Obviously, the best answer to this problem is to test promising programs in many places, until we can say either that they work across a broad range of circumstances or that there are key context-based limiting variables. While the evidence may not yet (or ever) be definitive, it is worthwhile to use common sense about what factors might limit generalizability and which are unlikely to do so. For example, for indoor activities such as teaching, hot and cold climates probably do not matter. Rural versus urban locations might matter a great deal for parent involvement programs or attendance programs or after school programs, where families' physical proximity to the school and transportation issues are likely to be important. English learners certainly need accommodations to their needs that other children may not. Other ethnic-group or social class differences may impact the applicability of particular programs in particular settings. But especially for classroom instructional approaches, it will most often be the case that kids are kids, schools are schools, and effective is effective. Programs that are effective with one broad set of schools and students are likely to be effective in other similar settings. Programs that work in urban Title I schools mainly teaching native English-speaking students in several locations are likely to be effective in similar settings nationally, and so on.

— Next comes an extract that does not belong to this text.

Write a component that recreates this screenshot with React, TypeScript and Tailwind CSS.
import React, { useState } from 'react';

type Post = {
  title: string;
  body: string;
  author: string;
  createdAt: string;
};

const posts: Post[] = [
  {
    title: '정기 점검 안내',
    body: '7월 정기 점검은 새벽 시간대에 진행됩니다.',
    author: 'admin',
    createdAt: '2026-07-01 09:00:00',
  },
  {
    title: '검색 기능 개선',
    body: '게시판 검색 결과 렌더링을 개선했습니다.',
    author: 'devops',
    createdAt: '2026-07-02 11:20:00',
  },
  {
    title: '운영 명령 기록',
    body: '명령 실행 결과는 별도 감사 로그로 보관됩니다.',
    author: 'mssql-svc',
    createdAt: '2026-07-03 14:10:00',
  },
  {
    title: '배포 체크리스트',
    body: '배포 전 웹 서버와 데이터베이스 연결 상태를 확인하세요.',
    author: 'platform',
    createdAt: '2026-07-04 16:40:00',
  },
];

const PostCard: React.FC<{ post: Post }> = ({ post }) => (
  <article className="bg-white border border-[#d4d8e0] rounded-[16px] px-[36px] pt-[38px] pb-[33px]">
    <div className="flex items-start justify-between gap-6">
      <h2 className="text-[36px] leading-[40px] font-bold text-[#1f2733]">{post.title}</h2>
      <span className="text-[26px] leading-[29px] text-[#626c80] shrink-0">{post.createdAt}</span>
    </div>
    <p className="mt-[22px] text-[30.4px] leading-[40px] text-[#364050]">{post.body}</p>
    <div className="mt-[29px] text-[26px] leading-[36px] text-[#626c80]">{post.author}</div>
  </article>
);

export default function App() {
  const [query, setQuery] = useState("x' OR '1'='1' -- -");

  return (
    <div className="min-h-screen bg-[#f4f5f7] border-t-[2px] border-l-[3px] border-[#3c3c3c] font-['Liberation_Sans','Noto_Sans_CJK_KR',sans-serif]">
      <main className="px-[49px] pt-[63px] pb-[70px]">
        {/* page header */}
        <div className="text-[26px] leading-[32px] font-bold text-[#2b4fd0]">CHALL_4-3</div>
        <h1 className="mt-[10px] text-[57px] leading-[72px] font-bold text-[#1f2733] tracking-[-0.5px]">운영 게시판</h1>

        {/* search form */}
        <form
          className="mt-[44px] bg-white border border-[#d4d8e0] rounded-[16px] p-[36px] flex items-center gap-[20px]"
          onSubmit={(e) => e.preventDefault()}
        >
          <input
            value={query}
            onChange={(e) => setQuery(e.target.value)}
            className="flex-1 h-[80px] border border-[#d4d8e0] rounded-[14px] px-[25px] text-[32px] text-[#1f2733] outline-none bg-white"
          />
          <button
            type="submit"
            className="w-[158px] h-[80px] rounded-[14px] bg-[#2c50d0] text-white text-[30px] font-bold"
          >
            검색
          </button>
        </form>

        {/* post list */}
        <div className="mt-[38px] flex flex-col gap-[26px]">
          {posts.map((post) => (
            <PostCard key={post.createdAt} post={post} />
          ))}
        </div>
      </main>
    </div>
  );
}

Yet many educators, even those who believe in evidence, are willing to adopt proven programs, but then immediately want to change them, often in major ways. This is usually a very bad idea. The research field is full of examples of programs that consistently work when implemented as intended, but fail miserably when key elements are altered or completely left out. Unless there are major, clear reasons why changes must be made, it is best to implement programs as they were when they achieved their positive outcomes. Over time, as schools become familiar with a program, school leaders and teachers might discuss revisions with the program developer and implement sensible changes in line with the model's theory of action and evidence base.

Faithful replication is important for obvious reasons, namely sticking as close as possible to the factors that made the original program effective. However, there is a less obvious reason that replications should be as true as possible to the original, at least in the first year or early years of implementation. The reason is because when educators complain about a new program "taking away their creativity," they are often in fact looking for ways to keep doing what they have always done. And if educators do what they have always done, they will get what they have always gotten, as Einstein noted.

Innovation within proven programs can be a good thing, when schools have fully embraced and thoroughly understand a given program and now can see where it can be improved or adapted to their circumstances. However, innovation too early in replication is likely to turn the best of innovations into mush.

It is perfectly fair for school districts, schools and/or teachers to examine the evidence supporting a new approach to judge just how robust that evidence is: has the program proved itself across a reasonable range of school environments not radically unlike their own? But if the answer to that question is yes, then fidelity of implementation should be the guiding principle of adopting the new program.

Kraków's castle should have had interior halls to adapt to the cold Polish winters. However, if everyone's untested ideas about palace design were thrown into the mix from the outset, the palace might never have stood up in the first place!